My luggage is about 18 kgs overweight. I had to ditch the Timorese coffee in Dili unfortunately and some other non-essentials. There they wanted to charge me US$70 extra and eventually settled on US$40 - all the loose money I had on me. Here an airline official informs me that the cost is a prohibitive US$48/kg!!! That would amount to a massive US$864!. But if I pay him under the table I can give him US$400! I finally pay him Rps2,000 000 or about US$210. I feel raped. Again I was taken in by the smile of that pretty airline official who seemed so helpful but failed to give me my US$5 change for the US$20 I gave her for the airport taxes. It's not money that makes the world go round but corruption! This has been an expensive trip!!!!
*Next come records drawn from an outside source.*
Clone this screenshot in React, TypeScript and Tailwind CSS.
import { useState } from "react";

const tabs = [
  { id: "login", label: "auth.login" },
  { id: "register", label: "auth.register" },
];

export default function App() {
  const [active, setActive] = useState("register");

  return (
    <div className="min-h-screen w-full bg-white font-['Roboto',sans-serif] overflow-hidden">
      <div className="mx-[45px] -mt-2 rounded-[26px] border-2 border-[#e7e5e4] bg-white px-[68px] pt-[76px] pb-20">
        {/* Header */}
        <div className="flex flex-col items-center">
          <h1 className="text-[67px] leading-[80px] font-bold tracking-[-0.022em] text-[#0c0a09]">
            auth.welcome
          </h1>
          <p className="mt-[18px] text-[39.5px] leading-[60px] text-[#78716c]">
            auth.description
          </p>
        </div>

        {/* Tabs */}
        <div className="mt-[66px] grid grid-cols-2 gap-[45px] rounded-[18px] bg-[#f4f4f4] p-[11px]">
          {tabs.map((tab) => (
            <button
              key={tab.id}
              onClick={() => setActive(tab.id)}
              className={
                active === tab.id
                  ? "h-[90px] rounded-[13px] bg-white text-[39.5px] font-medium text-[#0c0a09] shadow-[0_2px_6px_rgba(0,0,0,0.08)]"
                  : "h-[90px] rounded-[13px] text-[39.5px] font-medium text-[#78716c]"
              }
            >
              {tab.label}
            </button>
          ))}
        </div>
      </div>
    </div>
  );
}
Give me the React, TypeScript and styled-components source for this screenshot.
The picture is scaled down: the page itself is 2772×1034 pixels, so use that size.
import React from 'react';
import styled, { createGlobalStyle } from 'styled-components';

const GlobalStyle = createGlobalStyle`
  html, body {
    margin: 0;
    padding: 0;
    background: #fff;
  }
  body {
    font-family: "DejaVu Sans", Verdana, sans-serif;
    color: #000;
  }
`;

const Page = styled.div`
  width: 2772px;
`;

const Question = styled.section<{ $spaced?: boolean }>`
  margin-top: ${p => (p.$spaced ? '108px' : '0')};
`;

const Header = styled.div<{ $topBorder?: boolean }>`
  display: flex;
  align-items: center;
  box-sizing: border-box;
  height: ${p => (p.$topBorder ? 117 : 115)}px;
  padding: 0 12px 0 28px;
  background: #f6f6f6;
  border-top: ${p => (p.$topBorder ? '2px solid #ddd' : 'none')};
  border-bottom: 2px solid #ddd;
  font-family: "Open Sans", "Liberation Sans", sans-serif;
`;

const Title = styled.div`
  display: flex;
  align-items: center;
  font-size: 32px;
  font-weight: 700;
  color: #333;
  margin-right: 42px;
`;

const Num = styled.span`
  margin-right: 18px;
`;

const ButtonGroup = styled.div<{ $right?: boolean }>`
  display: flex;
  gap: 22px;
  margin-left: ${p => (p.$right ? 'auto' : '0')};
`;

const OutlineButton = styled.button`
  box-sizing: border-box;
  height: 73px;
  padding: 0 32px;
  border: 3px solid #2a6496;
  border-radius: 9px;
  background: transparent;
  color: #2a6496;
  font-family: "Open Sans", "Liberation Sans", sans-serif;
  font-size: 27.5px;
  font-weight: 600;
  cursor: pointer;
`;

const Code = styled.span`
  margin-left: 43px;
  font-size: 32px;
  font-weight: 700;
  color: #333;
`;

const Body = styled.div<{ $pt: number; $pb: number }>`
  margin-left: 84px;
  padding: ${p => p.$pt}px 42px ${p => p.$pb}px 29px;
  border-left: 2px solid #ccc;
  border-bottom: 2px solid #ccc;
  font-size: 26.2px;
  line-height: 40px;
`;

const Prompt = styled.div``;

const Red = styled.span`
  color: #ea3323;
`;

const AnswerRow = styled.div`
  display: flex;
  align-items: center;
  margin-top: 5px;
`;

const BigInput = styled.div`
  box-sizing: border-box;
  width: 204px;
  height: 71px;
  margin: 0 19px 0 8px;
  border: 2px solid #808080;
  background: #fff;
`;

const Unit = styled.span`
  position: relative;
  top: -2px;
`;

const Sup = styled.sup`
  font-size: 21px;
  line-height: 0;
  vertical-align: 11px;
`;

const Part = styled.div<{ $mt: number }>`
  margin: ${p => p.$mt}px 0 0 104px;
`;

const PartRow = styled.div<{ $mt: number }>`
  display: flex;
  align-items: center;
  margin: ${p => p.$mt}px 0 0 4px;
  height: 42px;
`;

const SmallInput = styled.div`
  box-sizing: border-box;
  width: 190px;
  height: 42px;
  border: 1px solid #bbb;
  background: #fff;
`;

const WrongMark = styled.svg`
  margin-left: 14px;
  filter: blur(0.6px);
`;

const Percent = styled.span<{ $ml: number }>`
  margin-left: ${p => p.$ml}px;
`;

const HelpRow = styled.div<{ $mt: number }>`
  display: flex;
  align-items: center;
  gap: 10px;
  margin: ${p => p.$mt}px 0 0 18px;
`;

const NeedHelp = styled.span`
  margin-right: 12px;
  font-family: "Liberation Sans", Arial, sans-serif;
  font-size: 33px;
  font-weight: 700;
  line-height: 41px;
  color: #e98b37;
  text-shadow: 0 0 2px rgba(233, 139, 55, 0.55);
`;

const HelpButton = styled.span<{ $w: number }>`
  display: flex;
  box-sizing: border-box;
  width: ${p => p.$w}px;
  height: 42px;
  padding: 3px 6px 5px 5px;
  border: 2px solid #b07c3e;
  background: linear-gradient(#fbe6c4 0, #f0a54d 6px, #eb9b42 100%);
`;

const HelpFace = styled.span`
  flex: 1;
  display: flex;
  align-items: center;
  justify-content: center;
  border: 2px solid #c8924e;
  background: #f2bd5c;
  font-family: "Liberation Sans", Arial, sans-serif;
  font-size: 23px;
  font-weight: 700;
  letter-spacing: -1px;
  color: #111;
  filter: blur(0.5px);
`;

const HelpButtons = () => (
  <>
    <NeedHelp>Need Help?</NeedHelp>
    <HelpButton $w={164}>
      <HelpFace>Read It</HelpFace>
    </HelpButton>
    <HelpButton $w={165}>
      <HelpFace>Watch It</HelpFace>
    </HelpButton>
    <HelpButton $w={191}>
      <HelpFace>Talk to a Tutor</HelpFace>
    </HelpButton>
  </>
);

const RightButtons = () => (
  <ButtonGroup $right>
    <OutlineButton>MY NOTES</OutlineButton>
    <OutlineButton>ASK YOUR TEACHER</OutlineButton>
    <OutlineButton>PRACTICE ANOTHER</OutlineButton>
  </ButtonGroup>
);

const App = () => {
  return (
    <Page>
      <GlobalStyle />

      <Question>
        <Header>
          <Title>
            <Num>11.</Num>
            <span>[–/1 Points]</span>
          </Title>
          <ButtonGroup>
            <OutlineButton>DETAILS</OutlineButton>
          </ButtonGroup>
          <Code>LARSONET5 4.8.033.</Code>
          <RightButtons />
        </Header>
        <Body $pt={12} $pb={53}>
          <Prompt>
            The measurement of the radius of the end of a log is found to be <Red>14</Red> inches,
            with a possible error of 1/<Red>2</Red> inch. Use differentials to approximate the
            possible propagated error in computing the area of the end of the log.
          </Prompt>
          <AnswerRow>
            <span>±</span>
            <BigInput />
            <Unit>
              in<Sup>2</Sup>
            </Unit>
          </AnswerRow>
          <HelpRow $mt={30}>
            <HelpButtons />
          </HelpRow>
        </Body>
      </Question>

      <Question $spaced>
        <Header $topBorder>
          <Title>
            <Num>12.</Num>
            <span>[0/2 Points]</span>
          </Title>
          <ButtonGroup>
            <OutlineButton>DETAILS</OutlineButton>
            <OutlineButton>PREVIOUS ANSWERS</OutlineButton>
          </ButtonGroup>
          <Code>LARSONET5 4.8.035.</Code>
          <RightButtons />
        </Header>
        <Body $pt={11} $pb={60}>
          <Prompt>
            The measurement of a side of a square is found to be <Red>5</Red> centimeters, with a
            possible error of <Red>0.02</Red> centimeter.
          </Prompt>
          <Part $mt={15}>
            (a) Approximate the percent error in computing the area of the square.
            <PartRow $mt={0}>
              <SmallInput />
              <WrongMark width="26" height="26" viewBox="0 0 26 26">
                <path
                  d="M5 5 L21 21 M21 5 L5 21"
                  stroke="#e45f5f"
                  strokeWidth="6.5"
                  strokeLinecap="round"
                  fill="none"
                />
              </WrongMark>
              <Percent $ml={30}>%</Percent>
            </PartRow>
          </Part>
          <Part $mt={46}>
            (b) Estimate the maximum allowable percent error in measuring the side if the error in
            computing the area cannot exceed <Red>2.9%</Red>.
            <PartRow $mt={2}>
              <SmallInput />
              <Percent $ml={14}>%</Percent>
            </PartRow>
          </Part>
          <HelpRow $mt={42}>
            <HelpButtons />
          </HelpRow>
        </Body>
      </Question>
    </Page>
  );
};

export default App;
This transit area is incredible. Row upon row of duty-free shops selling everything from batiks to incense sticks to foot massages. A whole economy to rival the whole of Dili's. In the men's bathroom it is a little disconcerting to watched by a fish swimming lazily around in its tank, all the while staring unblinkingly at you.
There is the call for my flight... I now need to make a great trek to find Gate number 3....
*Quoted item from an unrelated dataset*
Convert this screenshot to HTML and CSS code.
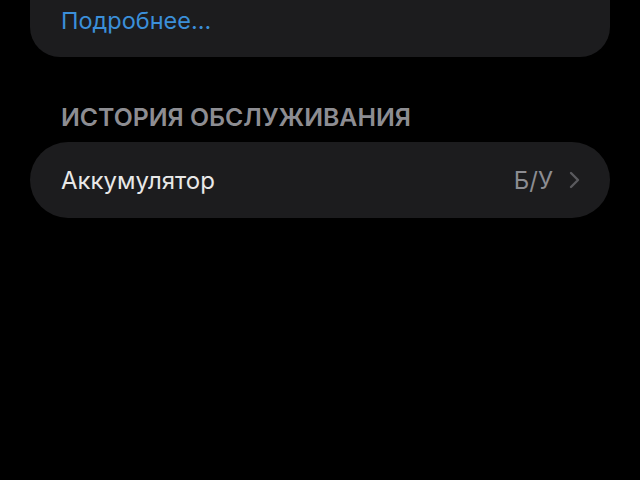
FILE: index.html
```html
<!DOCTYPE html>
<html lang="ru">
<head>
<meta charset="utf-8">
<link rel="stylesheet" href="styles.css">
</head>
<body>
<div class="page">
  <section class="card info">
    <p class="info-text">установлен оригинальный дисплей Apple.</p>
    <a class="more" href="#">Подробнее...</a>
  </section>
  <h2 class="section-title">ИСТОРИЯ ОБСЛУЖИВАНИЯ</h2>
  <section class="card row">
    <span class="row-label">Аккумулятор</span>
    <span class="row-value">Б/У</span>
    <svg class="chevron" width="11" height="18" viewBox="0 0 11 18"><path d="M2 2 L9 9 L2 16" fill="none" stroke="#5a5a5e" stroke-width="2.4" stroke-linecap="round" stroke-linejoin="round"/></svg>
  </section>
</div>
</body>
</html>
```
FILE: styles.css
```css
html, body {
  margin: 0;
  padding: 0;
  background: #000;
  height: 100%;
  overflow: hidden;
}
.page {
  padding: 0 30px;
  font-family: Inter, Roboto, "Noto Sans", sans-serif;
}
.card {
  background: #1c1c1e;
  border-radius: 30px;
}
.info {
  margin-top: -28px;
  padding: 0 31px 21px;
  border-top-left-radius: 0;
  border-top-right-radius: 0;
}
.info-text {
  margin: 0;
  color: #d0d0d2;
  font-size: 22px;
  line-height: 30px;
  white-space: nowrap;
  overflow: hidden;
}
.more {
  display: block;
  margin-top: 4px;
  color: #3b8fd9;
  font-size: 23.5px;
  line-height: 30px;
  text-decoration: none;
}
.section-title {
  margin: 0;
  padding: 46px 31px 11px;
  color: #8d8d92;
  font-size: 24.8px;
  font-weight: 600;
  line-height: 28px;
  letter-spacing: 0;
  white-space: nowrap;
}
.row {
  display: flex;
  align-items: center;
  height: 76px;
  padding: 0 30px 0 31px;
  border-radius: 38px;
}
.row-label {
  flex: 1;
  color: #e8e8e8;
  font-size: 24px;
}
.row-value {
  color: #8d8d92;
  font-size: 24px;
  margin-right: 16px;
}
.chevron {
  display: block;
}
```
23h50 Changi Airport, Singapore
Made it to Singapore without mishap. Much has changed in the 12 years since I last set foot in this airport. Changi airport has been made even more extensive (and more upmarket) than I remember from my first visit to the Far East. On my flight back from Bangkok then I also flew back via Singapore and I seem to recall that the departure time was fairly similar. Then I had my colleague Ron's big toe peeking through a hole in his sock to contend with while he caught some shut-eye. Thankfully,at least that has changed.
What hasn't changed is the glint in everyone's eye as we wait for the boarding gates to open. It's the glint that is there no matter how tired everyone looks or feels.It's a look that says "I'm going home!!!"